#### Data extract

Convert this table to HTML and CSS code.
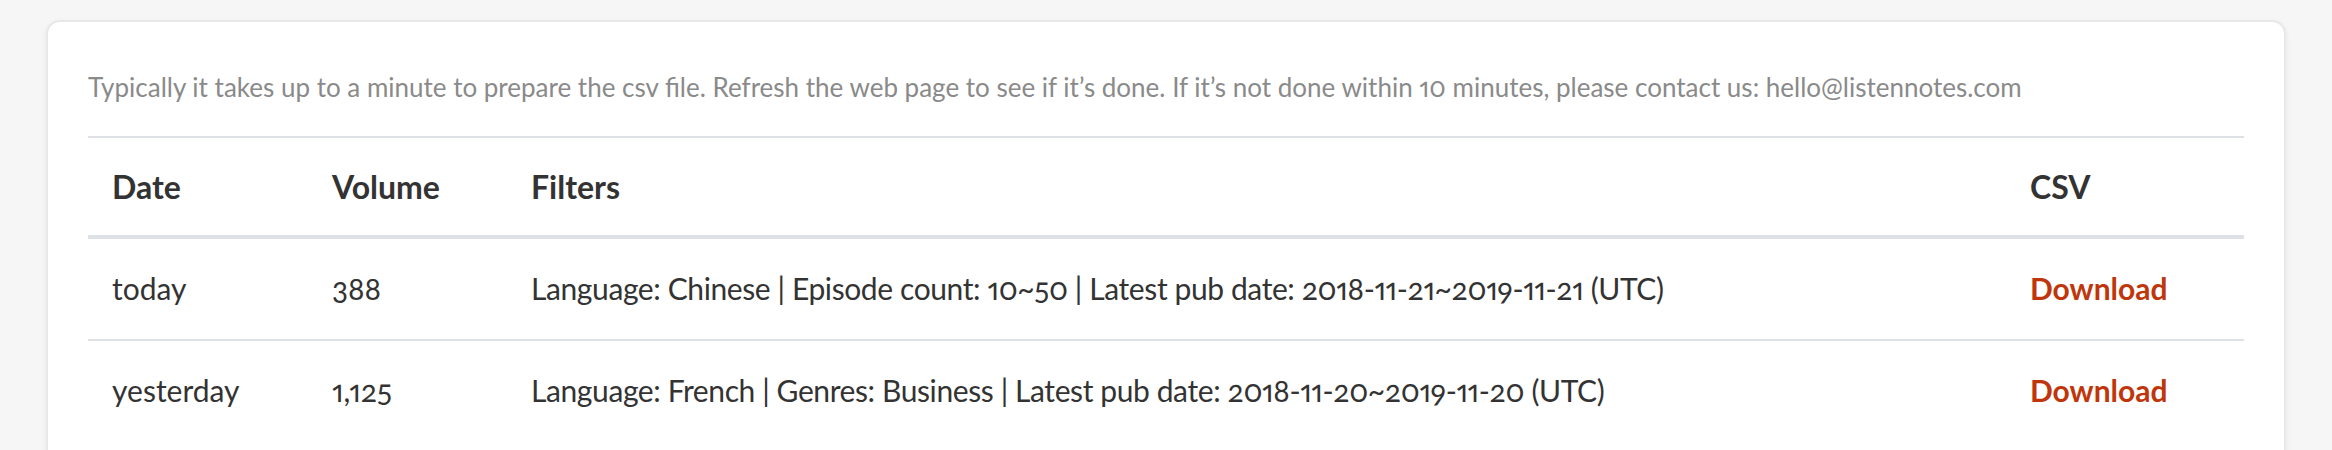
FILE: index.html
```html
<!DOCTYPE html>
<html lang="en">
<head>
<meta charset="utf-8">
<title>CSV exports</title>
<link rel="stylesheet" href="styles.css">
</head>
<body>
<div class="page">
  <div class="card">
    <p class="note">Typically it takes up to a minute to prepare the csv file. Refresh the web page to see if it’s done. If it’s not done within 10 minutes, please contact us: hello@listennotes.com</p>
    <table class="exports">
      <colgroup>
        <col class="c-date">
        <col class="c-volume">
        <col class="c-filters">
        <col class="c-csv">
      </colgroup>
      <thead>
        <tr><th>Date</th><th>Volume</th><th>Filters</th><th>CSV</th></tr>
      </thead>
      <tbody>
        <tr>
          <td>today</td>
          <td>388</td>
          <td class="filters">Language: Chinese | Episode count: 10~50 | Latest pub date: 2018-11-21~2019-11-21 (UTC)</td>
          <td><a class="dl" href="#">Download</a></td>
        </tr>
        <tr>
          <td>yesterday</td>
          <td>1,125</td>
          <td class="filters">Language: French | Genres: Business | Latest pub date: 2018-11-20~2019-11-20 (UTC)</td>
          <td><a class="dl" href="#">Download</a></td>
        </tr>
      </tbody>
    </table>
  </div>
</div>
</body>
</html>
```

FILE: styles.css
```css
html, body {
  margin: 0;
  padding: 0;
  background: #f6f6f6;
}
body {
  font-family: Lato, "Open Sans", sans-serif;
  color: #333;
  font-variant-numeric: oldstyle-nums proportional-nums;
}
.page {
  padding: 20px 46px 0 46px;
}
.card {
  background: #fff;
  border: 2px solid #e8e8e8;
  border-radius: 14px;
  box-shadow: 0 2px 6px rgba(0,0,0,0.06);
  padding: 45px 40px 40px 40px;
  min-height: 480px;
}
.note {
  margin: 0;
  font-size: 26px;
  line-height: 40px;
  color: #8a8a8a;
  padding-bottom: 29px;
}
.exports {
  width: 100%;
  border-collapse: collapse;
  font-size: 30px;
}
.c-date { width: 220px; }
.c-volume { width: 199px; }
.c-csv { width: 238px; }
.exports th, .exports td {
  text-align: left;
  padding: 26px 24px;
  line-height: 45px;
  border-top: 2px solid #dee2e6;
  vertical-align: middle;
}
.exports td {
  padding-top: 27px;
  padding-bottom: 28px;
}
.exports td.filters {
  letter-spacing: -0.4px;
}
.exports th {
  font-size: 32px;
  font-weight: 700;
  color: #333;
  border-bottom: 4px solid #dee2e6;
}
.exports thead + tbody tr:first-child td {
  border-top: 0;
}
.dl {
  color: #c0360c;
  font-weight: 700;
  text-decoration: none;
}
```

########

_Requirements_. The pictures should not be reproduced; quote all of the other material exactly.

_Written solution_.
Convert this table to HTML and CSS code.
FILE: index.html
```html
<!DOCTYPE html>
<html lang="en">
<head>
<meta charset="utf-8">
<title>CSV exports</title>
<link rel="stylesheet" href="styles.css">
</head>
<body>
<div class="page">
  <div class="card">
    <p class="note">Typically it takes up to a minute to prepare the csv file. Refresh the web page to see if it’s done. If it’s not done within 10 minutes, please contact us: hello@listennotes.com</p>
    <table class="exports">
      <colgroup>
        <col class="c-date">
        <col class="c-volume">
        <col class="c-filters">
        <col class="c-csv">
      </colgroup>
      <thead>
        <tr><th>Date</th><th>Volume</th><th>Filters</th><th>CSV</th></tr>
      </thead>
      <tbody>
        <tr>
          <td>today</td>
          <td>388</td>
          <td class="filters">Language: Chinese | Episode count: 10~50 | Latest pub date: 2018-11-21~2019-11-21 (UTC)</td>
          <td><a class="dl" href="#">Download</a></td>
        </tr>
        <tr>
          <td>yesterday</td>
          <td>1,125</td>
          <td class="filters">Language: French | Genres: Business | Latest pub date: 2018-11-20~2019-11-20 (UTC)</td>
          <td><a class="dl" href="#">Download</a></td>
        </tr>
      </tbody>
    </table>
  </div>
</div>
</body>
</html>
```

FILE: styles.css
```css
html, body {
  margin: 0;
  padding: 0;
  background: #f6f6f6;
}
body {
  font-family: Lato, "Open Sans", sans-serif;
  color: #333;
  font-variant-numeric: oldstyle-nums proportional-nums;
}
.page {
  padding: 20px 46px 0 46px;
}
.card {
  background: #fff;
  border: 2px solid #e8e8e8;
  border-radius: 14px;
  box-shadow: 0 2px 6px rgba(0,0,0,0.06);
  padding: 45px 40px 40px 40px;
  min-height: 480px;
}
.note {
  margin: 0;
  font-size: 26px;
  line-height: 40px;
  color: #8a8a8a;
  padding-bottom: 29px;
}
.exports {
  width: 100%;
  border-collapse: collapse;
  font-size: 30px;
}
.c-date { width: 220px; }
.c-volume { width: 199px; }
.c-csv { width: 238px; }
.exports th, .exports td {
  text-align: left;
  padding: 26px 24px;
  line-height: 45px;
  border-top: 2px solid #dee2e6;
  vertical-align: middle;
}
.exports td {
  padding-top: 27px;
  padding-bottom: 28px;
}
.exports td.filters {
  letter-spacing: -0.4px;
}
.exports th {
  font-size: 32px;
  font-weight: 700;
  color: #333;
  border-bottom: 4px solid #dee2e6;
}
.exports thead + tbody tr:first-child td {
  border-top: 0;
}
.dl {
  color: #c0360c;
  font-weight: 700;
  text-decoration: none;
}
```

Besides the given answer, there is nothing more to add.